**GIVEN EXERCISE:** From the first line of the data down to and including the line with "Icons ---------- */", copy everything exactly, leaving out pictures.

=== SOURCE MATERIAL ===

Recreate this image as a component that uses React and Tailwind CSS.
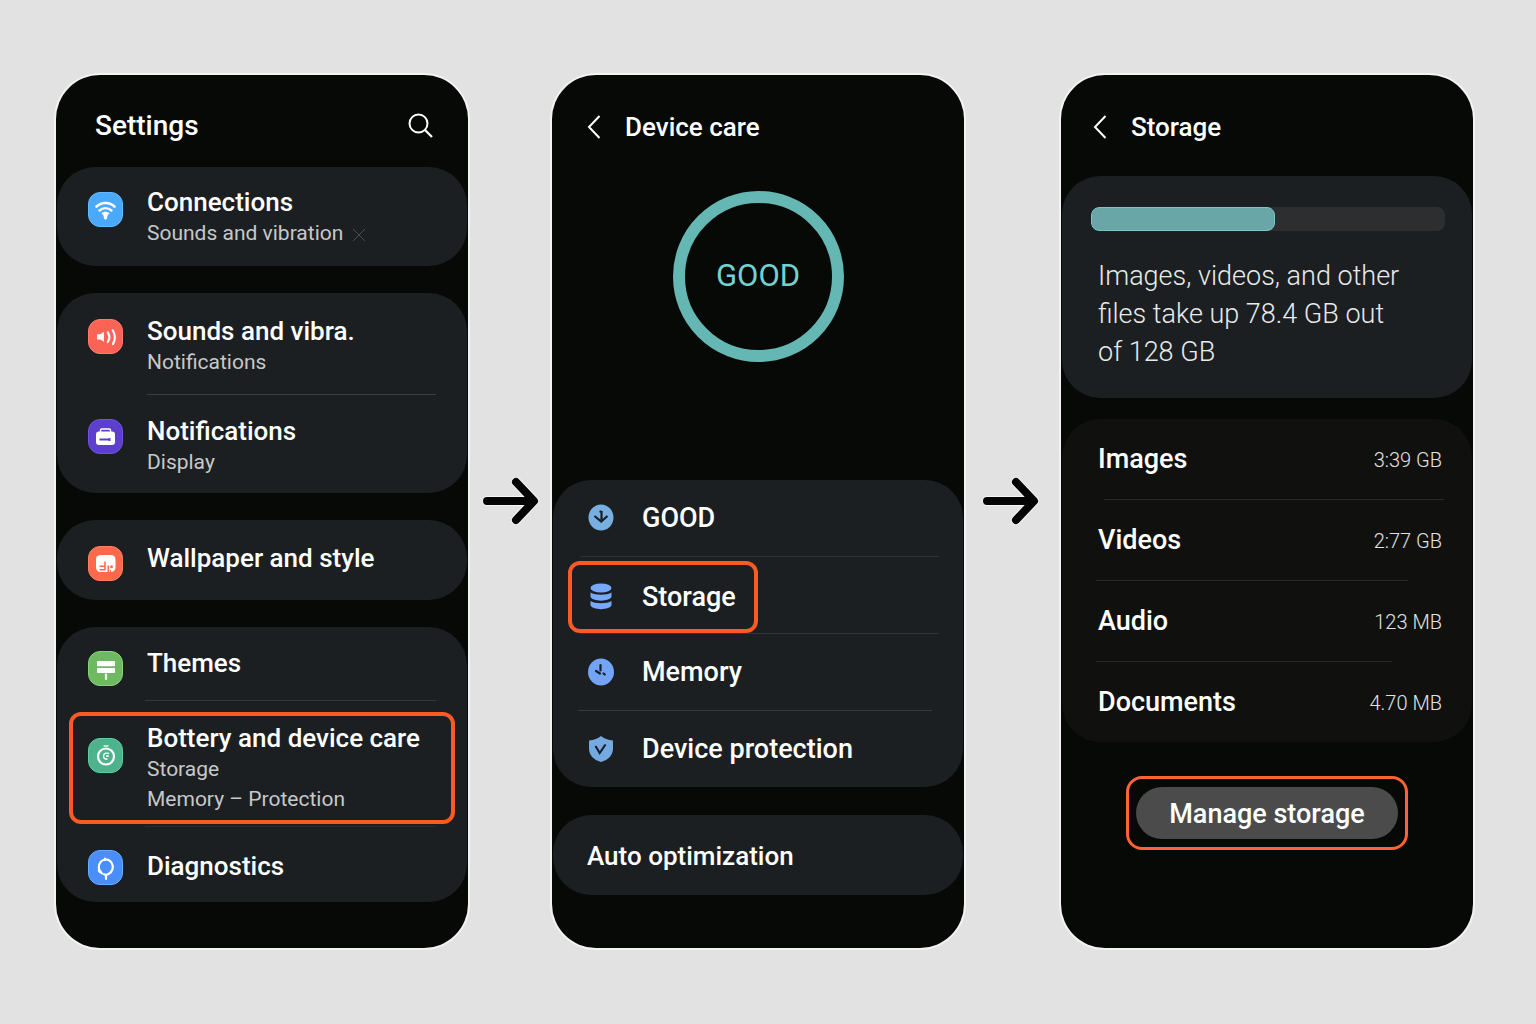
import clsx from "clsx";

const arrowPath = "M5 24h46M34 5l18 19-18 19";

/* ---------- Icons ---------- */

function Tile({ className, children }) {
    return (
        <span className={clsx("flex size-[35px] shrink-0 rounded-xl border", className)}>
            <svg viewBox="0 0 33 33" className="size-full" aria-hidden="true">
                {children}
            </svg>
        </span>
    );
}

function ConnectionsIcon() {
    return (
        <Tile className="bg-[#4aa9fb] border-[#62bbff]">
            <g fill="none" stroke="#fff" strokeLinecap="round">
                <path d="M7.5 13.500c5-4.600 13-4.600 18 0" strokeWidth="2.600" />
                <path d="M10.500 17.500c3.500-3.200 8.500-3.200 12 0" strokeWidth="2.400" />
            </g>
            <path d="M12.500 20.300c2.300-2 5.700-2 8 0l-2 2.200-.5 3.300-1.500 1-1.500-1-.5-3.300z" fill="#fff" />
        </Tile>
    );
}

function SoundsIcon() {
    return (
        <Tile className="bg-[#fb6355] border-[#ff7c6c]">
            <path d="M8 14.300h3.300l3.700-2.500v10l-3.700-2.300H8z" fill="#fff" />
            <g fill="none" stroke="#fff" strokeWidth="2.200" strokeLinecap="round">
                <path d="M18.800 12.500c2 2.800 2 6.500 0 9.500" />
                <path d="M23.800 10.500c2.600 4 2.600 9 .2 13.500" />
            </g>
        </Tile>
    );
}

function NotificationsIcon() {
    return (
        <Tile className="bg-[#5c3fce] border-[#6f52e0]">
            <path d="M11.500 13v-2.700c0-.8.5-1.300 1.300-1.300h7.400c.8 0 1.300.5 1.300 1.300V13" fill="none" stroke="#fff" strokeWidth="1.400" />
            <rect x="7" y="11.500" width="19" height="13.500" rx="3" fill="#fff" />
            <path d="M10.500 19.500h11M20.500 18v3" stroke="#5c3fce" strokeWidth="1.800" />
        </Tile>
    );
}

function WallpaperIcon() {
    return (
        <Tile className="bg-[#fd6a4b] border-[#ff8060]">
            <rect x="7" y="8" width="19.500" height="17" rx="4.500" fill="#fff" />
            <path d="M10.500 19.300h5.500M10.500 22.800h5.500M16 14.500v8.700M19.300 18.500v6.500" fill="none" stroke="#fd6a4b" strokeWidth="1.600" />
            <circle cx="22.500" cy="19.800" r="1.500" fill="#fd6a4b" />
            <path d="M21.500 23v2" fill="none" stroke="#fd6a4b" />
        </Tile>
    );
}

function ThemesIcon() {
    return (
        <Tile className="bg-[#6fb963] border-[#86d678]">
            <rect x="8" y="9" width="18" height="5.300" rx=".8" fill="#fff" />
            <rect x="8" y="16" width="18" height="5" rx=".8" fill="#fff" />
            <path d="M17 22.500v4.500" stroke="#fff" strokeWidth="2.200" strokeLinecap="round" />
        </Tile>
    );
}

function BatteryIcon() {
    return (
        <Tile className="bg-[#4db38c] border-[#62cba2]">
            <g fill="none" stroke="#fff">
                <circle cx="17" cy="17.500" r="8" strokeWidth="2.200" />
                <path d="M14.500 7h5" strokeWidth="1.300" />
                <path d="M20 14.500c-3-1-5.500 0-5.500 2.700 0 2.300 2 3.300 4 2.600M17 17h2.800" strokeWidth="1.400" />
            </g>
        </Tile>
    );
}

function DiagnosticsIcon() {
    return (
        <Tile className="bg-[#4a8efb] border-[#64adff]">
            <g fill="none" stroke="#fff" strokeWidth="2.200" strokeLinecap="round">
                <path d="M13 22.300a7 7.500 0 1 1 6.500.600l-2.500 1.200-2-.8" />
                <path d="M9.800 19.500l1.200 1.700M16 7.500v1.500M17 24v4" />
            </g>
        </Tile>
    );
}

function SearchIcon() {
    return (
        <svg viewBox="0 0 25 25" className="size-[25px]" fill="none" stroke="#fff" strokeWidth="2" aria-hidden="true">
            <circle cx="10.500" cy="10.500" r="9" />
            <path d="M17 17l7 7" strokeWidth="2.300" />
        </svg>
    );
}

function BackIcon() {
    return (
        <svg viewBox="0 0 14 24" className="h-6 w-3.5" fill="none" stroke="#fff" strokeWidth="2" aria-hidden="true">
            <path d="M12.500 1L2 12l10.500 11" />
        </svg>
    );
}

function CareIcon({ children }) {
    return (
        <svg viewBox="0 0 26 28" className="h-7 w-[26px] shrink-0" aria-hidden="true">
            {children}
        </svg>
    );
}

function GoodIcon() {
    return (
        <CareIcon>
            <ellipse cx="13" cy="13.500" rx="12.500" ry="13" fill="#78aee0" />
            <path d="M13.500 7v10M11.500 7.500h2M6.500 12l6.700 5.500 6.300-5.500" fill="none" stroke="#15202b" strokeWidth="2.200" />
        </CareIcon>
    );
}

function StorageIcon() {
    return (
        <CareIcon>
            <g fill="#76aaf8">
                <ellipse cx="13" cy="5" rx="10.500" ry="4.500" />
                <path d="M2.500 9.500c4.500 3 16.500 3 21 0v4c-1 5.500-20 5.500-21 0z" />
                <path d="M2.500 18c4.500 3 16.500 3 21 0v4c-1 5.500-20 5.500-21 0z" />
            </g>
        </CareIcon>
    );
}

function MemoryIcon() {
    return (
        <CareIcon>
            <ellipse cx="13" cy="14" rx="13" ry="13.500" fill="#74a4f6" />
            <path d="M12.500 7v5.500M8 13l4 2.500M15.500 15.500l1.300 1" fill="none" stroke="#15202b" strokeWidth="2.200" strokeLinecap="round" />
        </CareIcon>
    );
}

function ShieldIcon() {
    return (
        <CareIcon>
            <path d="M13 1c3 2.600 7 4 12 4.500v8c0 6.500-4.500 11.500-12 13.500C5.500 25 1 20 1 13.500v-8C6 5 10 3.600 13 1z" fill="#74aae0" />
            <path d="M7.500 11l4.200 7L17.500 9.500" fill="none" stroke="#15202b" strokeWidth="2.200" />
        </CareIcon>
    );
}

function StepArrow({ className }) {
    return (
        <div className={clsx("flex shrink-0 items-center pb-5", className)}>
            <svg viewBox="0 0 57 48" className="h-12 w-[57px]" fill="none" strokeLinecap="round" strokeLinejoin="round" aria-hidden="true">
                <path d={arrowPath} stroke="#f6f6f6" strokeWidth="10" />
                <path d={arrowPath} stroke="#050505" strokeWidth="8" />
            </svg>
        </div>
    );
}

/* ---------- Shared pieces ---------- */

function Phone({ children }) {
    return (
        <section className="flex min-w-0 flex-1 flex-col rounded-[44px] bg-[#070906] px-px ring-2 ring-white/60">
            {children}
        </section>
    );
}

function Card({ className, children }) {
    return <div className={clsx("rounded-[38px] bg-[#1c1f22]", className)}>{children}</div>;
}

function BackHeader({ title, className }) {
    return (
        <header className={clsx("flex items-center gap-6 pt-9", className)}>
            <button aria-label="Back" className="flex">
                <BackIcon />
            </button>
            <h1 className="text-[26px] leading-8 font-medium">{title}</h1>
        </header>
    );
}

function SettingRow({ icon, title, lines = [], className, iconClass }) {
    return (
        <a href="#" className={clsx("flex items-start gap-6", className)}>
            <span className={iconClass}>{icon}</span>
            <span className="min-w-0">
                <span className="block text-[26px] leading-8 font-medium whitespace-nowrap">{title}</span>
                {lines.map((line, i) => (
                    <span key={i} className="flex items-center gap-2.5 text-[21px] leading-[30px] whitespace-nowrap text-[#c6c8c9]">
                        {line}
                    </span>
                ))}
            </span>
        </a>
    );
}

function CareRow({ icon, title, highlighted }) {
    const content = (
        <>
            {icon}
            <span>{title}</span>
        </>
    );
    return (
        <a href="#" className={clsx("flex h-[76px]", highlighted ? "items-end pl-[15px]" : "items-center pl-[35px]")}>
            {highlighted ? (
                <span className="flex h-[72px] items-center gap-7 rounded-xl border-4 border-[#fb5a22] pr-[18px] pl-4">{content}</span>
            ) : (
                <span className="flex items-center gap-7">{content}</span>
            )}
        </a>
    );
}

/* ---------- Screens ---------- */

function SettingsScreen() {
    return (
        <Phone>
            <header className="flex h-[92px] items-center justify-between pt-2.5 pr-[34px] pl-[38px]">
                <h1 className="text-[28px] leading-8 font-medium">Settings</h1>
                <button aria-label="Search">
                    <SearchIcon />
                </button>
            </header>
            <div className="flex flex-col gap-[27px] pb-[46px]">
                <Card>
                    <SettingRow
                        icon={<ConnectionsIcon />}
                        title="Connections"
                        lines={[
                            <>
                                Sounds and vibration
                                <svg viewBox="0 0 12 12" className="mt-1 size-3" stroke="#4b4e51" aria-hidden="true">
                                    <path d="M0 0l12 12M12 0L0 12" />
                                </svg>
                            </>,
                        ]}
                        className="px-[31px] pt-[19px] pb-[18px]"
                        iconClass="pt-1.5"
                    />
                </Card>
                <Card>
                    <SettingRow icon={<SoundsIcon />} title="Sounds and vibra." lines={["Notifications"]} className="px-[31px] pt-[22px] pb-[17px]" iconClass="pt-1" />
                    <hr className="mr-[31px] ml-[90px] border-[#3a3d40]" />
                    <SettingRow icon={<NotificationsIcon />} title="Notifications" lines={["Display"]} className="px-[31px] pt-5 pb-4" iconClass="pt-1" />
                </Card>
                <Card>
                    <SettingRow icon={<WallpaperIcon />} title="Wallpaper and style" className="px-[31px] pt-[22px] pb-[19px]" iconClass="pt-1" />
                </Card>
                <Card>
                    <SettingRow icon={<ThemesIcon />} title="Themes" className="px-[31px] pt-5 pb-3.5" iconClass="pt-1" />
                    <hr className="mr-[31px] ml-[88px] border-[#34373a]" />
                    <SettingRow
                        icon={<BatteryIcon />}
                        title="Bottery and device care"
                        lines={["Storage", "Memory – Protection"]}
                        className="mx-3 mt-[11px] mb-0.5 rounded-xl border-4 border-[#fb5a22] px-[15px] py-1.5"
                        iconClass="pt-4"
                    />
                    <hr className="mr-[31px] ml-[88px] border-[#292c2f]" />
                    <SettingRow icon={<DiagnosticsIcon />} title="Diagnostics" className="px-[31px] pt-[23px] pb-[17px]" />
                </Card>
            </div>
        </Phone>
    );
}

function DeviceCareScreen() {
    return (
        <Phone>
            <BackHeader title="Device care" className="px-[34px]" />
            <div className="flex flex-col items-center pt-12 pb-[118px]">
                <div className="flex size-[171px] items-center justify-center rounded-full border-12 border-[#65b7b4] text-[31px] text-[#73d1d0]">
                    GOOD
                </div>
            </div>
            <Card className="text-[27px] leading-8 font-medium">
                <CareRow icon={<GoodIcon />} title="GOOD" />
                <hr className="mr-6 ml-[27px] border-[#303336]" />
                <CareRow icon={<StorageIcon />} title="Storage" highlighted />
                <hr className="mr-6 ml-[27px] border-[#303336]" />
                <CareRow icon={<MemoryIcon />} title="Memory" />
                <hr className="mr-[31px] ml-[25px] border-[#37393c]" />
                <CareRow icon={<ShieldIcon />} title="Device protection" />
            </Card>
            <Card className="mt-7 mb-[53px]">
                <a href="#" className="flex h-20 items-center px-[34px] pt-0.5 text-[26px] leading-8 font-medium">
                    Auto optimization
                </a>
            </Card>
        </Phone>
    );
}

const categories = [
    { name: "Images", size: "3:39 GB", line: "ml-[42px] mr-7" },
    { name: "Videos", size: "2:77 GB", line: "ml-[34px] mr-16" },
    { name: "Audio", size: "123 MB", line: "ml-[34px] mr-20" },
    { name: "Documents", size: "4.70 MB" },
];

function StorageScreen() {
    const used = 52;

    return (
        <Phone>
            <BackHeader title="Storage" className="px-[31px]" />
            <Card className="mt-[33px] pt-[31px] pr-[27px] pb-[27px] pl-[29px]">
                <div role="progressbar" aria-label="Storage used" aria-valuenow={used} className="h-6 overflow-hidden rounded-lg bg-[#2d2e30]">
                    <div className="h-full rounded-lg border border-[#7ec4c5] bg-[#69a6a8]" style={{ width: `${used}%` }} />
                </div>
                <p className="mt-[26px] pl-[7px] text-[27px] leading-[38px] font-light text-[#e9eaea]">
                    Images, videos, and other
                    <br />
                    files take up 78.4 GB out
                    <br />
                    of 128 GB
                </p>
            </Card>
            <ul className="mt-[21px] rounded-[38px] bg-[#10110f]">
                {categories.map((item) => (
                    <li key={item.name}>
                        <a href="#" className="flex h-20 items-center justify-between pr-[30px] pl-9">
                            <span className="text-[27px] leading-8 font-medium">{item.name}</span>
                            <span className="pt-0.5 text-xl font-light text-[#e2e2e2]">{item.size}</span>
                        </a>
                        {item.line && <hr className={clsx("border-[#292b2a]", item.line)} />}
                    </li>
                ))}
            </ul>
            <div className="flex justify-center pt-[34px] pb-[98px]">
                <div className="rounded-2xl border-3 border-[#fd6335] px-[7px] py-2">
                    <button className="h-[52px] rounded-full bg-[#4b4b4b] px-[33px] pt-0.5 text-[27px] leading-8 font-medium">Manage storage</button>
                </div>
            </div>
        </Phone>
    );
}

export default function App() {
    return (
        <main className="flex min-h-screen items-center bg-[#e2e2e2] pr-[63px] pb-0.5 pl-14 font-['Roboto',sans-serif] text-white">
            <div className="flex w-full items-stretch">
                <SettingsScreen />
                <StepArrow className="w-[84px] pl-3.5" />
                <DeviceCareScreen />
                <StepArrow className="w-[97px] pl-[18px]" />
                <StorageScreen />
            </div>
        </main>
    );
}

===

**TASK ANSWER:**
Recreate this image as a component that uses React and Tailwind CSS.
import clsx from "clsx";

const arrowPath = "M5 24h46M34 5l18 19-18 19";

/* ---------- Icons ---------- */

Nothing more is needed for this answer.